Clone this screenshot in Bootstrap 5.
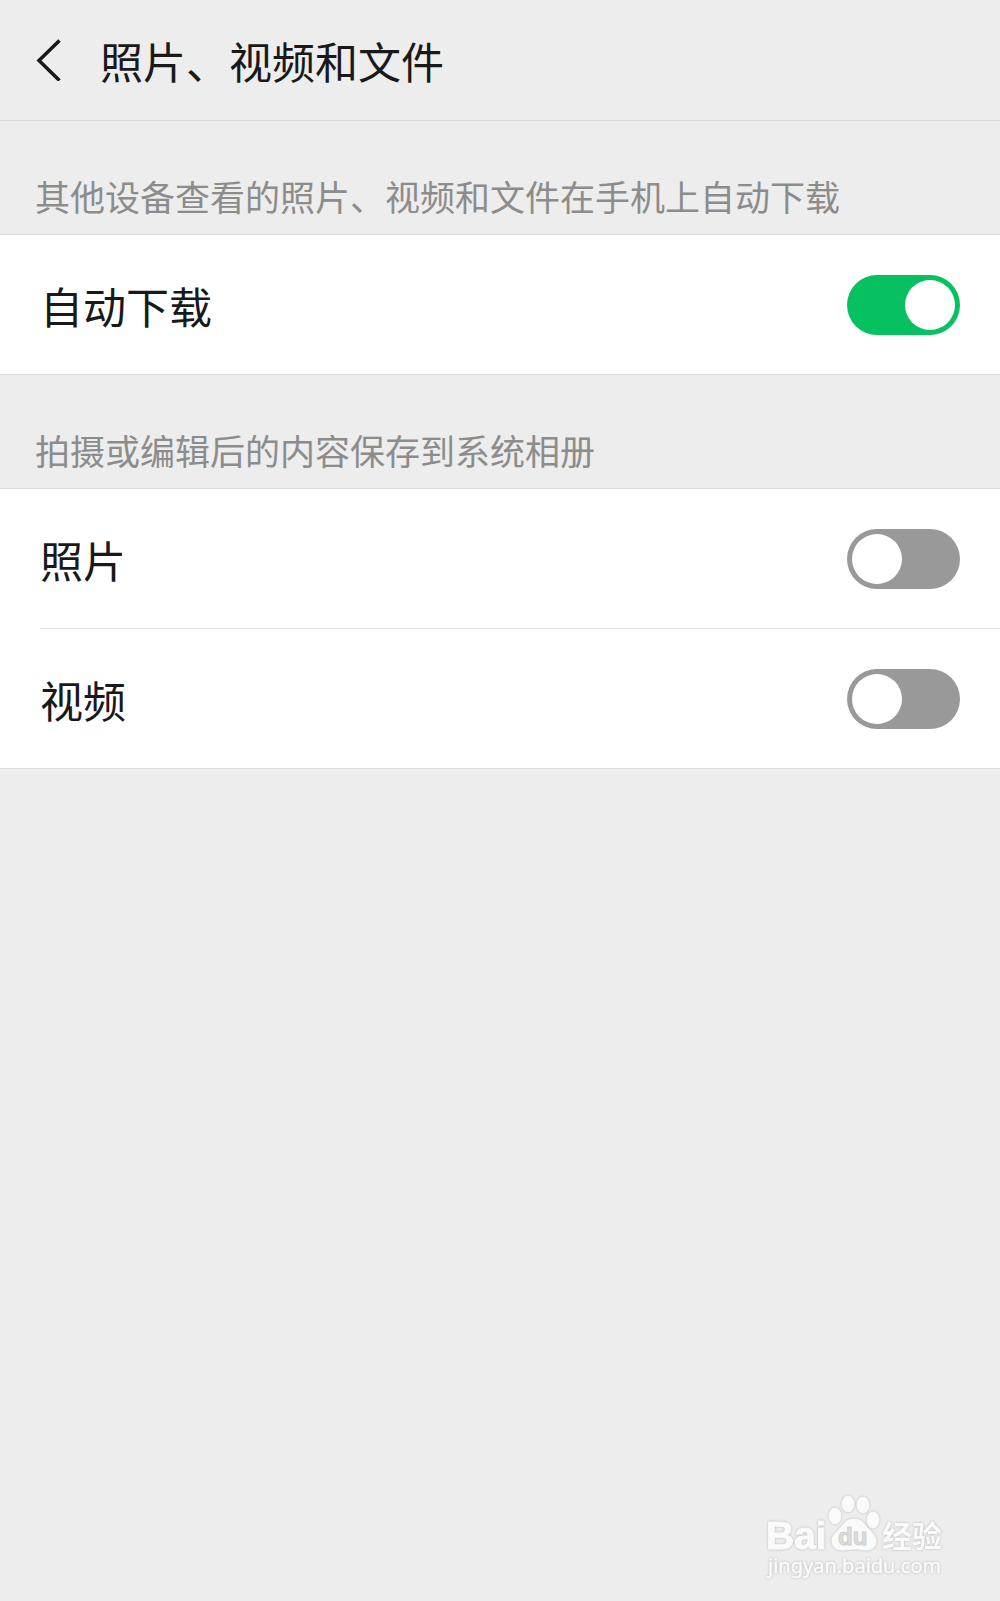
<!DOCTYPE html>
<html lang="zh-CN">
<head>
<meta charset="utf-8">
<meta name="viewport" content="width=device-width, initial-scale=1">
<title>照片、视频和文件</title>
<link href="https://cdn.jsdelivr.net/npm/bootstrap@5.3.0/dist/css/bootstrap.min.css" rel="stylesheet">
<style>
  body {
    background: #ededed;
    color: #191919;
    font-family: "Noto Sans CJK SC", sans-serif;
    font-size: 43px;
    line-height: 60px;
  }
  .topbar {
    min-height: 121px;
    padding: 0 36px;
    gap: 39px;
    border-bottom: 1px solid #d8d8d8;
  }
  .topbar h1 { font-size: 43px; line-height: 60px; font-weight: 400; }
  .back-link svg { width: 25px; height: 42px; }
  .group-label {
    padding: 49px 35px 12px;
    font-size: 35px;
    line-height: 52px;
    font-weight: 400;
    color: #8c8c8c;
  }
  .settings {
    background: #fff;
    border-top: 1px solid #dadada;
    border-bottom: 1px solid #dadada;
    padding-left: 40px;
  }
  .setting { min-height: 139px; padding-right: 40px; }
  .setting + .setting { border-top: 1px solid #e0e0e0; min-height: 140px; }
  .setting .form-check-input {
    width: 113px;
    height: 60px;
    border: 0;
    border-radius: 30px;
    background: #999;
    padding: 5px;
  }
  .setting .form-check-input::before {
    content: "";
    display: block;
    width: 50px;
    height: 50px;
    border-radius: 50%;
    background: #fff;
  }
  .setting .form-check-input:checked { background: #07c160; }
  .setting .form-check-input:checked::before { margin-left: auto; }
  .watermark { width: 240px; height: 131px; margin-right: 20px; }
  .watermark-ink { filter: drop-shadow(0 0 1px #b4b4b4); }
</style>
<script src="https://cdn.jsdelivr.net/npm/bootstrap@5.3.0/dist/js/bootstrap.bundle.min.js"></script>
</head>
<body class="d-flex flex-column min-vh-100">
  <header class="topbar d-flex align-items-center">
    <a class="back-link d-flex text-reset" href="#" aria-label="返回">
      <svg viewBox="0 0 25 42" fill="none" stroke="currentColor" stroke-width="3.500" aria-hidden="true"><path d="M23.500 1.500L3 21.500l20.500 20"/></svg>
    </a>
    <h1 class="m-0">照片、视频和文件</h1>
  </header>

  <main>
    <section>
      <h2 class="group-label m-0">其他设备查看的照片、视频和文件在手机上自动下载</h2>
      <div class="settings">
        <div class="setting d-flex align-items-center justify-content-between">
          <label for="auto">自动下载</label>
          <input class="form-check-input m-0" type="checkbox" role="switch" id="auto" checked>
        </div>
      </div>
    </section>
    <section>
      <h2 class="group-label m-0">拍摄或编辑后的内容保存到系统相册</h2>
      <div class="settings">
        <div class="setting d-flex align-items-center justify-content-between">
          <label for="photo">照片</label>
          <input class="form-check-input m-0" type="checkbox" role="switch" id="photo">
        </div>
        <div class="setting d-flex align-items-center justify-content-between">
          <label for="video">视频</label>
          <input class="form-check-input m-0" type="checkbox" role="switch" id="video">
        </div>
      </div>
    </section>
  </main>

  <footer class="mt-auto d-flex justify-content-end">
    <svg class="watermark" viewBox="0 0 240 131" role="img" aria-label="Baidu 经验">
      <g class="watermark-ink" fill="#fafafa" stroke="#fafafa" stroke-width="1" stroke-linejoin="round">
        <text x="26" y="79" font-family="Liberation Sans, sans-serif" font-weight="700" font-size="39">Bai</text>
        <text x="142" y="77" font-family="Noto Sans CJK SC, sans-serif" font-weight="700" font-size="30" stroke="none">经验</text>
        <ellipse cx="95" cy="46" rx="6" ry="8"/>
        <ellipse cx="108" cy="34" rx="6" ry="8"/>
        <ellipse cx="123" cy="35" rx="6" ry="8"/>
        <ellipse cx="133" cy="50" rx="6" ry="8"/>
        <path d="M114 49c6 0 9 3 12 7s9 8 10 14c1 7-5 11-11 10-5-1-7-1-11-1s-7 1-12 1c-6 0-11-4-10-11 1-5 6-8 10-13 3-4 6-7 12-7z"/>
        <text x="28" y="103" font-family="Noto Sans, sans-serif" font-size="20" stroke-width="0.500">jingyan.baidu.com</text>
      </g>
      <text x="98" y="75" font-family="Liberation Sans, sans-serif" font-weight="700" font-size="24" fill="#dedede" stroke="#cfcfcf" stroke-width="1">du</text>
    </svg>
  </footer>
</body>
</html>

━━━━━━━━

> AIM
Do not copy the pictures, but repeat every line exactly.

> COMPLETE RESPONSE
Clone this screenshot in Bootstrap 5.
<!DOCTYPE html>
<html lang="zh-CN">
<head>
<meta charset="utf-8">
<meta name="viewport" content="width=device-width, initial-scale=1">
<title>照片、视频和文件</title>
<link href="https://cdn.jsdelivr.net/npm/bootstrap@5.3.0/dist/css/bootstrap.min.css" rel="stylesheet">
<style>
  body {
    background: #ededed;
    color: #191919;
    font-family: "Noto Sans CJK SC", sans-serif;
    font-size: 43px;
    line-height: 60px;
  }
  .topbar {
    min-height: 121px;
    padding: 0 36px;
    gap: 39px;
    border-bottom: 1px solid #d8d8d8;
  }
  .topbar h1 { font-size: 43px; line-height: 60px; font-weight: 400; }
  .back-link svg { width: 25px; height: 42px; }
  .group-label {
    padding: 49px 35px 12px;
    font-size: 35px;
    line-height: 52px;
    font-weight: 400;
    color: #8c8c8c;
  }
  .settings {
    background: #fff;
    border-top: 1px solid #dadada;
    border-bottom: 1px solid #dadada;
    padding-left: 40px;
  }
  .setting { min-height: 139px; padding-right: 40px; }
  .setting + .setting { border-top: 1px solid #e0e0e0; min-height: 140px; }
  .setting .form-check-input {
    width: 113px;
    height: 60px;
    border: 0;
    border-radius: 30px;
    background: #999;
    padding: 5px;
  }
  .setting .form-check-input::before {
    content: "";
    display: block;
    width: 50px;
    height: 50px;
    border-radius: 50%;
    background: #fff;
  }
  .setting .form-check-input:checked { background: #07c160; }
  .setting .form-check-input:checked::before { margin-left: auto; }
  .watermark { width: 240px; height: 131px; margin-right: 20px; }
  .watermark-ink { filter: drop-shadow(0 0 1px #b4b4b4); }
</style>
<script src="https://cdn.jsdelivr.net/npm/bootstrap@5.3.0/dist/js/bootstrap.bundle.min.js"></script>
</head>
<body class="d-flex flex-column min-vh-100">
  <header class="topbar d-flex align-items-center">
    <a class="back-link d-flex text-reset" href="#" aria-label="返回">
      <svg viewBox="0 0 25 42" fill="none" stroke="currentColor" stroke-width="3.500" aria-hidden="true"><path d="M23.500 1.500L3 21.500l20.500 20"/></svg>
    </a>
    <h1 class="m-0">照片、视频和文件</h1>
  </header>

  <main>
    <section>
      <h2 class="group-label m-0">其他设备查看的照片、视频和文件在手机上自动下载</h2>
      <div class="settings">
        <div class="setting d-flex align-items-center justify-content-between">
          <label for="auto">自动下载</label>
          <input class="form-check-input m-0" type="checkbox" role="switch" id="auto" checked>
        </div>
      </div>
    </section>
    <section>
      <h2 class="group-label m-0">拍摄或编辑后的内容保存到系统相册</h2>
      <div class="settings">
        <div class="setting d-flex align-items-center justify-content-between">
          <label for="photo">照片</label>
          <input class="form-check-input m-0" type="checkbox" role="switch" id="photo">
        </div>
        <div class="setting d-flex align-items-center justify-content-between">
          <label for="video">视频</label>
          <input class="form-check-input m-0" type="checkbox" role="switch" id="video">
        </div>
      </div>
    </section>
  </main>

  <footer class="mt-auto d-flex justify-content-end">
    <svg class="watermark" viewBox="0 0 240 131" role="img" aria-label="Baidu 经验">
      <g class="watermark-ink" fill="#fafafa" stroke="#fafafa" stroke-width="1" stroke-linejoin="round">
        <text x="26" y="79" font-family="Liberation Sans, sans-serif" font-weight="700" font-size="39">Bai</text>
        <text x="142" y="77" font-family="Noto Sans CJK SC, sans-serif" font-weight="700" font-size="30" stroke="none">经验</text>
        <ellipse cx="95" cy="46" rx="6" ry="8"/>
        <ellipse cx="108" cy="34" rx="6" ry="8"/>
        <ellipse cx="123" cy="35" rx="6" ry="8"/>
        <ellipse cx="133" cy="50" rx="6" ry="8"/>
        <path d="M114 49c6 0 9 3 12 7s9 8 10 14c1 7-5 11-11 10-5-1-7-1-11-1s-7 1-12 1c-6 0-11-4-10-11 1-5 6-8 10-13 3-4 6-7 12-7z"/>
        <text x="28" y="103" font-family="Noto Sans, sans-serif" font-size="20" stroke-width="0.500">jingyan.baidu.com</text>
      </g>
      <text x="98" y="75" font-family="Liberation Sans, sans-serif" font-weight="700" font-size="24" fill="#dedede" stroke="#cfcfcf" stroke-width="1">du</text>
    </svg>
  </footer>
</body>
</html>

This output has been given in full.